**Task statement**. Print the listing in its entirety and exactly, leaving out images.

**Raw data**.
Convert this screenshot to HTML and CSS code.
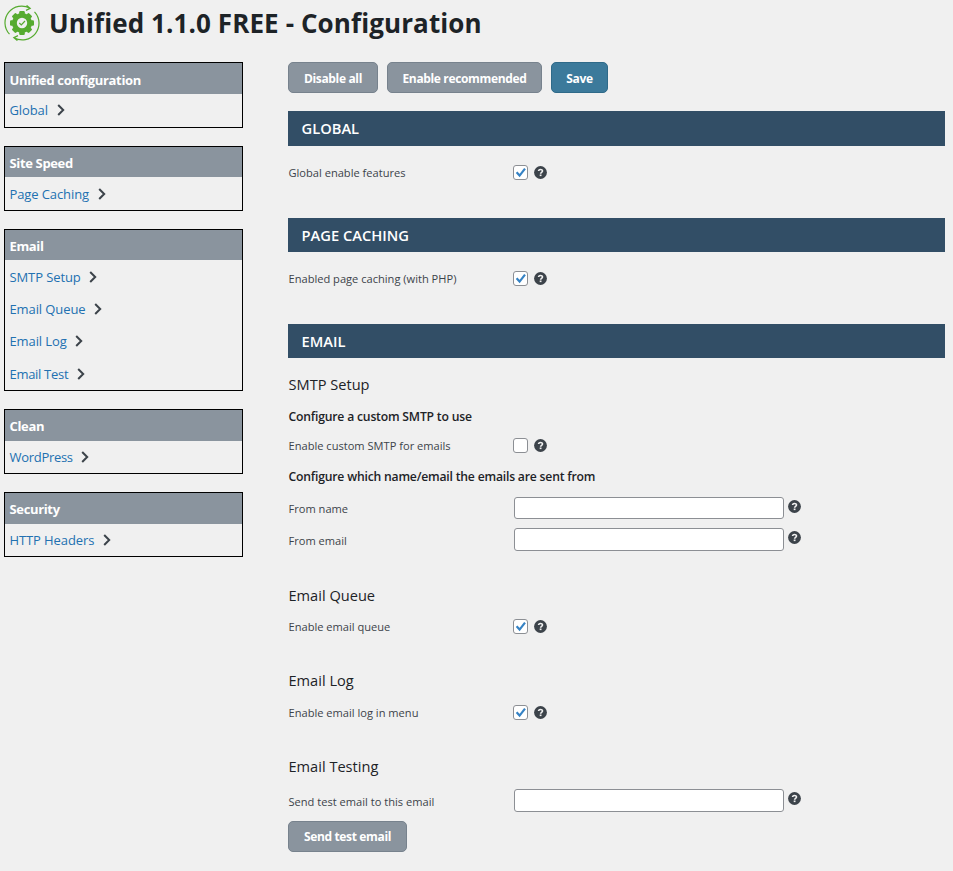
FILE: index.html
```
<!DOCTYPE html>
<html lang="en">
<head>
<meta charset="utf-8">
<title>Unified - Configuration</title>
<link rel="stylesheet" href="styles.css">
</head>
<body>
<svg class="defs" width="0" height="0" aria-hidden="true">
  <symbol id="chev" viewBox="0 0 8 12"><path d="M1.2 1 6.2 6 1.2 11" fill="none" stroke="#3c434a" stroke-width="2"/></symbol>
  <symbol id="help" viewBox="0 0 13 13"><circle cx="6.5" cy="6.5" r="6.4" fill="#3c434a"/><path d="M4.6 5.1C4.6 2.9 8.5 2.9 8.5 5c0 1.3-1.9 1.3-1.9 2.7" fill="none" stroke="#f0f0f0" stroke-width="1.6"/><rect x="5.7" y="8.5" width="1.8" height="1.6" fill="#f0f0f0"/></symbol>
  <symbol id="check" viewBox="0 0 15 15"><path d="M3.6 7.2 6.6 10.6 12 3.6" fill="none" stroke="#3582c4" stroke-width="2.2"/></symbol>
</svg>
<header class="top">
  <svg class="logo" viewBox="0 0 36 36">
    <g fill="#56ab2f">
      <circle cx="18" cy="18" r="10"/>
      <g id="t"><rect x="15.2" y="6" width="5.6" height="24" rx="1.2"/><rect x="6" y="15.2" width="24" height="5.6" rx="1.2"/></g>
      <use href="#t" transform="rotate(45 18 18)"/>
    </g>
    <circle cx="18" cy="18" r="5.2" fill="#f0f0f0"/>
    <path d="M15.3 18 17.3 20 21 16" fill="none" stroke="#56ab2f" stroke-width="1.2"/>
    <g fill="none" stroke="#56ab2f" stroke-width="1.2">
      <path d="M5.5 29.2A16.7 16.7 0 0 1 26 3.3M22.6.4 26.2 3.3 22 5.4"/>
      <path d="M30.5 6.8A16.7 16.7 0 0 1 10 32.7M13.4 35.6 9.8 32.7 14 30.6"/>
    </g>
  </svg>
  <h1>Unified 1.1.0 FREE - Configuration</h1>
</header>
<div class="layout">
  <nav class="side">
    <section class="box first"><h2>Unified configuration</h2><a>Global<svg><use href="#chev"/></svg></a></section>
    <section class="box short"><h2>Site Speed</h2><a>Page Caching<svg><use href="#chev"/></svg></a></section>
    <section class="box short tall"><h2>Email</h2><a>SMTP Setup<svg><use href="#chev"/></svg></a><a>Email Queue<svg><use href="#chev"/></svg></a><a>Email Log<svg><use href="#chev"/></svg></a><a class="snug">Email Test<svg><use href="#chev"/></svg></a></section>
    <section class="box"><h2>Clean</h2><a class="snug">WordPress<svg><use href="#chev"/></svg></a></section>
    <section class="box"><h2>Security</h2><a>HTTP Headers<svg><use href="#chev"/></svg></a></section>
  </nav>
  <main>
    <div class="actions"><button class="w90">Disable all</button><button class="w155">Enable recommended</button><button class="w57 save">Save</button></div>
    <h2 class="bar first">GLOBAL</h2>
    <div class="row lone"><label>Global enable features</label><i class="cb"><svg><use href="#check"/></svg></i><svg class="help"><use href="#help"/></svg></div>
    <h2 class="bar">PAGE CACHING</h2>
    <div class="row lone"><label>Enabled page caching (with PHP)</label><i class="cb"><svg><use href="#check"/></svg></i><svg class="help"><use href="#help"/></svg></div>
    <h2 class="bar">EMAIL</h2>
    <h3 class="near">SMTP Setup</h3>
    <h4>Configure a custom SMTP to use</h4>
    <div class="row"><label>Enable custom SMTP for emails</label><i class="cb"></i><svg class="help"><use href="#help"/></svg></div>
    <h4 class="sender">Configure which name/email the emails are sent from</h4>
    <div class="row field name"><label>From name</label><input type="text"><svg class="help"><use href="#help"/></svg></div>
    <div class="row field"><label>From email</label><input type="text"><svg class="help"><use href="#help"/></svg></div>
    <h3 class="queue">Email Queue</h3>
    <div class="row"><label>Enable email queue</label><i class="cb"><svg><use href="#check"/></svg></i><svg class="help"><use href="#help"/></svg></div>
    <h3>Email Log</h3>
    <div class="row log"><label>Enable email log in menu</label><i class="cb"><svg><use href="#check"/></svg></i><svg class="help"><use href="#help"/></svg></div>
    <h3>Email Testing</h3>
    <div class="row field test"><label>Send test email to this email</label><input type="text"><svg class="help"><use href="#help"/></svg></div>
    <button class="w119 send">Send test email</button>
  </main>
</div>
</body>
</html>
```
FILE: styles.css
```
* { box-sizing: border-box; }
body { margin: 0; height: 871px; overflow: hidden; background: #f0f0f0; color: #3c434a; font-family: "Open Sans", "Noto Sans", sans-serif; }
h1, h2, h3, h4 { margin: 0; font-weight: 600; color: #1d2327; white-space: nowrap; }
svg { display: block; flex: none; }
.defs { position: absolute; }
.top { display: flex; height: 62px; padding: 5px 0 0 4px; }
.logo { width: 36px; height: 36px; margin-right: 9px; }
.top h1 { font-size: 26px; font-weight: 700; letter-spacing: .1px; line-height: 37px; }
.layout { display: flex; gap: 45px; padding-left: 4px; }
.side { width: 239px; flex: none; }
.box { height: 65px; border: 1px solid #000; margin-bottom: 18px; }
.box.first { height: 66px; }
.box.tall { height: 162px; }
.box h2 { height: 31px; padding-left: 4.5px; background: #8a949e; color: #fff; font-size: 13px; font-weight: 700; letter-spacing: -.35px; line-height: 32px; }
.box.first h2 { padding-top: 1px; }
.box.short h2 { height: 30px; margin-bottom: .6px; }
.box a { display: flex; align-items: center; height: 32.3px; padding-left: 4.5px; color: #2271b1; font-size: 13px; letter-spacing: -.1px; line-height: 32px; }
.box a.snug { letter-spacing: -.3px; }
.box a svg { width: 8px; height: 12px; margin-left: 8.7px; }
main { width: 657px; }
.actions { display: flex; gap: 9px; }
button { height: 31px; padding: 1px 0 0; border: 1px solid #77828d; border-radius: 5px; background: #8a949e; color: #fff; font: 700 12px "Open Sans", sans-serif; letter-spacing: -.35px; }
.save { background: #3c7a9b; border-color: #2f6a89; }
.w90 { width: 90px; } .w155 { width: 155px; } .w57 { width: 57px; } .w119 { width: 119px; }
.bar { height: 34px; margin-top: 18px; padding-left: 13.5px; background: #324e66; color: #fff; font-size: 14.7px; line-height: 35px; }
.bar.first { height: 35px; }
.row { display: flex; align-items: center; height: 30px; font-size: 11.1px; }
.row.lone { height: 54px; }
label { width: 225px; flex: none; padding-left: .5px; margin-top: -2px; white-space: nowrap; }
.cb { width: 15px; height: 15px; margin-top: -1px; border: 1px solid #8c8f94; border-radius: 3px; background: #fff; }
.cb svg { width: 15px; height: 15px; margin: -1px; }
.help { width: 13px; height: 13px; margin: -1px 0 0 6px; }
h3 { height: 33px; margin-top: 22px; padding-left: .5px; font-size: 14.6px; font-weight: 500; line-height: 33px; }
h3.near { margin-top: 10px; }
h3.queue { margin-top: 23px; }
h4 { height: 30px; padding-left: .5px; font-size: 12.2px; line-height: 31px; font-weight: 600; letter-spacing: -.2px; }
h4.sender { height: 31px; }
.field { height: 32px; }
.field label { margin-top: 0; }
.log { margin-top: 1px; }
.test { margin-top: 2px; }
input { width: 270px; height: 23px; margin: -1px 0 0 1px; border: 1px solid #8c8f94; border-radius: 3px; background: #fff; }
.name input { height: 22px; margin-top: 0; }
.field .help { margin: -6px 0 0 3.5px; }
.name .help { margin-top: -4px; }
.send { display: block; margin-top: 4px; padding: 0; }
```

**Written solution**.
Convert this screenshot to HTML and CSS code.
FILE: index.html
```
<!DOCTYPE html>
<html lang="en">
<head>
<meta charset="utf-8">
<title>Unified - Configuration</title>
<link rel="stylesheet" href="styles.css">
</head>
<body>
<svg class="defs" width="0" height="0" aria-hidden="true">
  <symbol id="chev" viewBox="0 0 8 12"><path d="M1.2 1 6.2 6 1.2 11" fill="none" stroke="#3c434a" stroke-width="2"/></symbol>
  <symbol id="help" viewBox="0 0 13 13"><circle cx="6.5" cy="6.5" r="6.4" fill="#3c434a"/><path d="M4.6 5.1C4.6 2.9 8.5 2.9 8.5 5c0 1.3-1.9 1.3-1.9 2.7" fill="none" stroke="#f0f0f0" stroke-width="1.6"/><rect x="5.7" y="8.5" width="1.8" height="1.6" fill="#f0f0f0"/></symbol>
  <symbol id="check" viewBox="0 0 15 15"><path d="M3.6 7.2 6.6 10.6 12 3.6" fill="none" stroke="#3582c4" stroke-width="2.2"/></symbol>
</svg>
<header class="top">
  <svg class="logo" viewBox="0 0 36 36">
    <g fill="#56ab2f">
      <circle cx="18" cy="18" r="10"/>
      <g id="t"><rect x="15.2" y="6" width="5.6" height="24" rx="1.2"/><rect x="6" y="15.2" width="24" height="5.6" rx="1.2"/></g>
      <use href="#t" transform="rotate(45 18 18)"/>
    </g>
    <circle cx="18" cy="18" r="5.2" fill="#f0f0f0"/>
    <path d="M15.3 18 17.3 20 21 16" fill="none" stroke="#56ab2f" stroke-width="1.2"/>
    <g fill="none" stroke="#56ab2f" stroke-width="1.2">
      <path d="M5.5 29.2A16.7 16.7 0 0 1 26 3.3M22.6.4 26.2 3.3 22 5.4"/>
      <path d="M30.5 6.8A16.7 16.7 0 0 1 10 32.7M13.4 35.6 9.8 32.7 14 30.6"/>
    </g>
  </svg>
  <h1>Unified 1.1.0 FREE - Configuration</h1>
</header>
<div class="layout">
  <nav class="side">
    <section class="box first"><h2>Unified configuration</h2><a>Global<svg><use href="#chev"/></svg></a></section>
    <section class="box short"><h2>Site Speed</h2><a>Page Caching<svg><use href="#chev"/></svg></a></section>
    <section class="box short tall"><h2>Email</h2><a>SMTP Setup<svg><use href="#chev"/></svg></a><a>Email Queue<svg><use href="#chev"/></svg></a><a>Email Log<svg><use href="#chev"/></svg></a><a class="snug">Email Test<svg><use href="#chev"/></svg></a></section>
    <section class="box"><h2>Clean</h2><a class="snug">WordPress<svg><use href="#chev"/></svg></a></section>
    <section class="box"><h2>Security</h2><a>HTTP Headers<svg><use href="#chev"/></svg></a></section>
  </nav>
  <main>
    <div class="actions"><button class="w90">Disable all</button><button class="w155">Enable recommended</button><button class="w57 save">Save</button></div>
    <h2 class="bar first">GLOBAL</h2>
    <div class="row lone"><label>Global enable features</label><i class="cb"><svg><use href="#check"/></svg></i><svg class="help"><use href="#help"/></svg></div>
    <h2 class="bar">PAGE CACHING</h2>
    <div class="row lone"><label>Enabled page caching (with PHP)</label><i class="cb"><svg><use href="#check"/></svg></i><svg class="help"><use href="#help"/></svg></div>
    <h2 class="bar">EMAIL</h2>
    <h3 class="near">SMTP Setup</h3>
    <h4>Configure a custom SMTP to use</h4>
    <div class="row"><label>Enable custom SMTP for emails</label><i class="cb"></i><svg class="help"><use href="#help"/></svg></div>
    <h4 class="sender">Configure which name/email the emails are sent from</h4>
    <div class="row field name"><label>From name</label><input type="text"><svg class="help"><use href="#help"/></svg></div>
    <div class="row field"><label>From email</label><input type="text"><svg class="help"><use href="#help"/></svg></div>
    <h3 class="queue">Email Queue</h3>
    <div class="row"><label>Enable email queue</label><i class="cb"><svg><use href="#check"/></svg></i><svg class="help"><use href="#help"/></svg></div>
    <h3>Email Log</h3>
    <div class="row log"><label>Enable email log in menu</label><i class="cb"><svg><use href="#check"/></svg></i><svg class="help"><use href="#help"/></svg></div>
    <h3>Email Testing</h3>
    <div class="row field test"><label>Send test email to this email</label><input type="text"><svg class="help"><use href="#help"/></svg></div>
    <button class="w119 send">Send test email</button>
  </main>
</div>
</body>
</html>
```
FILE: styles.css
```
* { box-sizing: border-box; }
body { margin: 0; height: 871px; overflow: hidden; background: #f0f0f0; color: #3c434a; font-family: "Open Sans", "Noto Sans", sans-serif; }
h1, h2, h3, h4 { margin: 0; font-weight: 600; color: #1d2327; white-space: nowrap; }
svg { display: block; flex: none; }
.defs { position: absolute; }
.top { display: flex; height: 62px; padding: 5px 0 0 4px; }
.logo { width: 36px; height: 36px; margin-right: 9px; }
.top h1 { font-size: 26px; font-weight: 700; letter-spacing: .1px; line-height: 37px; }
.layout { display: flex; gap: 45px; padding-left: 4px; }
.side { width: 239px; flex: none; }
.box { height: 65px; border: 1px solid #000; margin-bottom: 18px; }
.box.first { height: 66px; }
.box.tall { height: 162px; }
.box h2 { height: 31px; padding-left: 4.5px; background: #8a949e; color: #fff; font-size: 13px; font-weight: 700; letter-spacing: -.35px; line-height: 32px; }
.box.first h2 { padding-top: 1px; }
.box.short h2 { height: 30px; margin-bottom: .6px; }
.box a { display: flex; align-items: center; height: 32.3px; padding-left: 4.5px; color: #2271b1; font-size: 13px; letter-spacing: -.1px; line-height: 32px; }
.box a.snug { letter-spacing: -.3px; }
.box a svg { width: 8px; height: 12px; margin-left: 8.7px; }
main { width: 657px; }
.actions { display: flex; gap: 9px; }
button { height: 31px; padding: 1px 0 0; border: 1px solid #77828d; border-radius: 5px; background: #8a949e; color: #fff; font: 700 12px "Open Sans", sans-serif; letter-spacing: -.35px; }
.save { background: #3c7a9b; border-color: #2f6a89; }
.w90 { width: 90px; } .w155 { width: 155px; } .w57 { width: 57px; } .w119 { width: 119px; }
.bar { height: 34px; margin-top: 18px; padding-left: 13.5px; background: #324e66; color: #fff; font-size: 14.7px; line-height: 35px; }
.bar.first { height: 35px; }
.row { display: flex; align-items: center; height: 30px; font-size: 11.1px; }
.row.lone { height: 54px; }
label { width: 225px; flex: none; padding-left: .5px; margin-top: -2px; white-space: nowrap; }
.cb { width: 15px; height: 15px; margin-top: -1px; border: 1px solid #8c8f94; border-radius: 3px; background: #fff; }
.cb svg { width: 15px; height: 15px; margin: -1px; }
.help { width: 13px; height: 13px; margin: -1px 0 0 6px; }
h3 { height: 33px; margin-top: 22px; padding-left: .5px; font-size: 14.6px; font-weight: 500; line-height: 33px; }
h3.near { margin-top: 10px; }
h3.queue { margin-top: 23px; }
h4 { height: 30px; padding-left: .5px; font-size: 12.2px; line-height: 31px; font-weight: 600; letter-spacing: -.2px; }
h4.sender { height: 31px; }
.field { height: 32px; }
.field label { margin-top: 0; }
.log { margin-top: 1px; }
.test { margin-top: 2px; }
input { width: 270px; height: 23px; margin: -1px 0 0 1px; border: 1px solid #8c8f94; border-radius: 3px; background: #fff; }
.name input { height: 22px; margin-top: 0; }
.field .help { margin: -6px 0 0 3.5px; }
.name .help { margin-top: -4px; }
.send { display: block; margin-top: 4px; padding: 0; }
```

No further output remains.